The Annapurna Base Camp (ABC) trek turned out to be quite tough in monsoon season. We had to deal with a lot of rain and a lot of leeches for most of the way. We got an insane amount of exercise and also ate very healthy because most of the food is a combination of vegetables, rice and/or potatoes. They do offer meat, but it is very expensive and according to blogs we’ve read on the Internet is not well kept. There seems to be no health regulations when it comes to food in Nepal and even less so the deeper you go into the mountains. We packed a lot of snacks which we ate instead of stopping for lunches which saved us both time and money. The lodging was very cheap, but you get what you pay for, which is basically a roof over your head and a bed with a dirty foam mattress, blanket and pillow. The community showers are very cold and expensive so we brought baby wipes instead to clean ourselves along the way. We also saved a lot of money by not getting a guide and purchasing our own permits. The average cost of doing this hike through an agency is around $1,000 CAD per person (excluding certain cost like water refills), our DIY method only cost us $340 CAD all in for both of us combined! Now here’s the story.

Day 1: Preparation in Pokhara (elevation 1,050m)

Today we took an 8 hour bus ride from Kathmandu to Pokhara, which is the starting point to many popular treks in the area. Trekking in Nepal is not like it is in Canada where you can enter the park and hike anywhere you want. Here you have to have multiple permits for the area you plan to be trekking in. These permits are actually quite expensive, it cost us about about Rs.8,500 for the two of us. This money goes to a good cause because one permit is for safety reasons in case you need to be rescued, while the other permit goes towards the conservation of the area.

Day 2 : Getting to Ghandruk (elevation 1,940m)

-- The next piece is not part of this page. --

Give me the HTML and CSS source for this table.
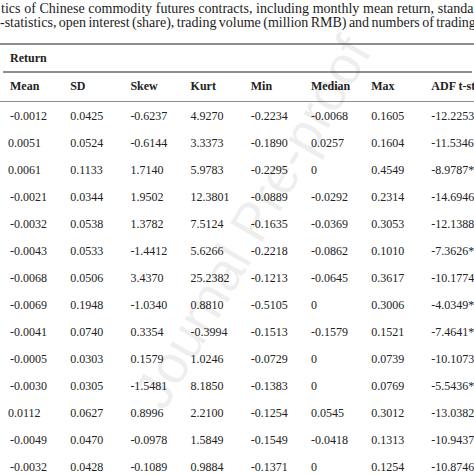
FILE: index.html
```html
<!DOCTYPE html>
<html>
<head>
<meta charset="utf-8">
<link rel="stylesheet" href="styles.css">
</head>
<body>
<div class="page">
  <div class="caption">
    <div class="line l1">tics of Chinese commodity futures contracts, including monthly mean return, standard deviation,</div>
    <div class="line l2">-statistics, open interest (share), trading volume (million RMB) and numbers of trading days.</div>
  </div>
  <div class="rule rule-top"></div>
  <div class="group-row">Return</div>
  <div class="rule rule-group"></div>
  <div class="row head">
    <span>Mean</span><span>SD</span><span>Skew</span><span>Kurt</span><span>Min</span><span>Median</span><span>Max</span><span>ADF t-statistic</span>
  </div>
  <div class="rule rule-head"></div>
  <div class="body" id="tbody">
    <div class="row"><span>-0.0012</span><span>0.0425</span><span>-0.6237</span><span>4.9270</span><span>-0.2234</span><span>-0.0068</span><span>0.1605</span><span>-12.2253***</span></div>
    <div class="row"><span class="pos">0.0051</span><span>0.0524</span><span>-0.6144</span><span>3.3373</span><span>-0.1890</span><span>0.0257</span><span>0.1604</span><span>-11.5346***</span></div>
    <div class="row"><span class="pos">0.0061</span><span>0.1133</span><span>1.7140</span><span>5.9783</span><span>-0.2295</span><span>0</span><span>0.4549</span><span>-8.9787***</span></div>
    <div class="row"><span>-0.0021</span><span>0.0344</span><span>1.9502</span><span>12.3801</span><span>-0.0889</span><span>-0.0292</span><span>0.2314</span><span>-14.6946***</span></div>
    <div class="row"><span>-0.0032</span><span>0.0538</span><span>1.3782</span><span>7.5124</span><span>-0.1635</span><span>-0.0369</span><span>0.3053</span><span>-12.1388***</span></div>
    <div class="row"><span>-0.0043</span><span>0.0533</span><span>-1.4412</span><span>5.6266</span><span>-0.2218</span><span>-0.0862</span><span>0.1010</span><span>-7.3626***</span></div>
    <div class="row"><span>-0.0068</span><span>0.0506</span><span>3.4370</span><span>25.2382</span><span>-0.1213</span><span>-0.0645</span><span>0.3617</span><span>-10.1774***</span></div>
    <div class="row"><span>-0.0069</span><span>0.1948</span><span>-1.0340</span><span>0.8810</span><span>-0.5105</span><span>0</span><span>0.3006</span><span>-4.0349***</span></div>
    <div class="row"><span>-0.0041</span><span>0.0740</span><span>0.3354</span><span>-0.3994</span><span>-0.1513</span><span>-0.1579</span><span>0.1521</span><span>-7.4641***</span></div>
    <div class="row"><span>-0.0005</span><span>0.0303</span><span>0.1579</span><span>1.0246</span><span>-0.0729</span><span>0</span><span>0.0739</span><span>-10.1073***</span></div>
    <div class="row"><span>-0.0030</span><span>0.0305</span><span>-1.5481</span><span>8.1850</span><span>-0.1383</span><span>0</span><span>0.0769</span><span>-5.5436***</span></div>
    <div class="row"><span class="pos">0.0112</span><span>0.0627</span><span>0.8996</span><span>2.2100</span><span>-0.1254</span><span>0.0545</span><span>0.3012</span><span>-13.0382***</span></div>
    <div class="row"><span>-0.0049</span><span>0.0470</span><span>-0.0978</span><span>1.5849</span><span>-0.1549</span><span>-0.0418</span><span>0.1313</span><span>-10.9437***</span></div>
    <div class="row"><span>-0.0032</span><span>0.0428</span><span>-0.1089</span><span>0.9884</span><span>-0.1371</span><span>0</span><span>0.1254</span><span>-10.8746***</span></div>
  </div>
  <div class="watermark">Journal Pre-proof</div>
</div>
</body>
</html>
```
FILE: styles.css
```css
html, body {
  margin: 0;
  padding: 0;
  background: #ffffff;
}
body {
  width: 474px;
  height: 474px;
  overflow: hidden;
}
.page {
  position: relative;
  width: 474px;
  height: 474px;
  overflow: hidden;
  font-family: "Liberation Serif", "Times New Roman", serif;
  color: #222;
}
.caption {
  padding-top: 2px;
  height: 41px;
  box-sizing: border-box;
  font-size: 14px;
  line-height: 13.5px;
  color: #1c1c1c;
  white-space: nowrap;
}
.line.l1 {
  padding-left: 1px;
  word-spacing: 0.2px;
}
.line.l2 {
  word-spacing: -1.1px;
}
.rule {
  background: #8e8e8e;
}
.rule-top {
  height: 2px;
  margin-top: 2px;
  width: 474px;
}
.group-row {
  height: 26px;
  line-height: 26px;
  padding-left: 10px;
  font-weight: bold;
  font-size: 12px;
}
.rule-group {
  height: 1.5px;
  margin-left: 3px;
  width: 469px;
}
.row {
  display: grid;
  grid-template-columns: repeat(8, 60.2px);
  padding-left: 10px;
  height: 27px;
  align-items: center;
  font-size: 12px;
  white-space: nowrap;
}
.row.head {
  height: 28px;
  font-weight: bold;
}
.rule-head {
  height: 1.5px;
  width: 474px;
}
.body .row:first-child {
  margin-top: 1px;
}
.pos {
  margin-left: -2px;
}
.watermark {
  position: absolute;
  left: 252px;
  top: 222px;
  transform: translate(-50%, -50%) rotate(-60deg);
  font-family: "Liberation Sans", Arial, sans-serif;
  font-size: 54px;
  color: rgba(0, 0, 0, 0.065);
  white-space: nowrap;
  pointer-events: none;
}
```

Today we traveled by bus through some more dangerously narrow mountain roads to the starting point of our trek. They took us to the point that is no longer passable by vehicles and we began our journey up. There was amazing scenery the whole way up, basically everywhere you turn was a great photo opportunity. We decided to limit the amount of photos we would take so not to slow us down too much and get behind in our itinerary. The mountains on the ride up were full of rice terraces all the way up and down the valleys. It was strange to watch the farmers using ancient farming tools such as wooden plows pulled by oxen. It was still hot and humid at this point so by the time we reached our first resting point my clothes were drenched in sweat. We arrived in Ghandruk right before the rain hit and decided to crash there for the night. Ghandruk is a small mountain village about 2,000m above sea level.

Day 3: The Chomrong Challenge (elevation 2,340m)

Pro tip: It is a common misconception that you should remove leeches using a lighter. What could possibly happen if you do this is that the leech could regurgitate some of the blood back into you. The proper way to remove them is to flick them off using a stick.

Day 4: Hero Hiking to Himalaya Hotel (elevation 2,920m)

Day 5: Annapurna Base Camp (elevation 4,130m)

Day 6: The Descent to Sinuwa (elevation 2,360m)

Day 7: Shortcut to Siwai (elevation 1,530m)

Sometimes in life, shortcuts are great. But this was definitely not one of those sometimes.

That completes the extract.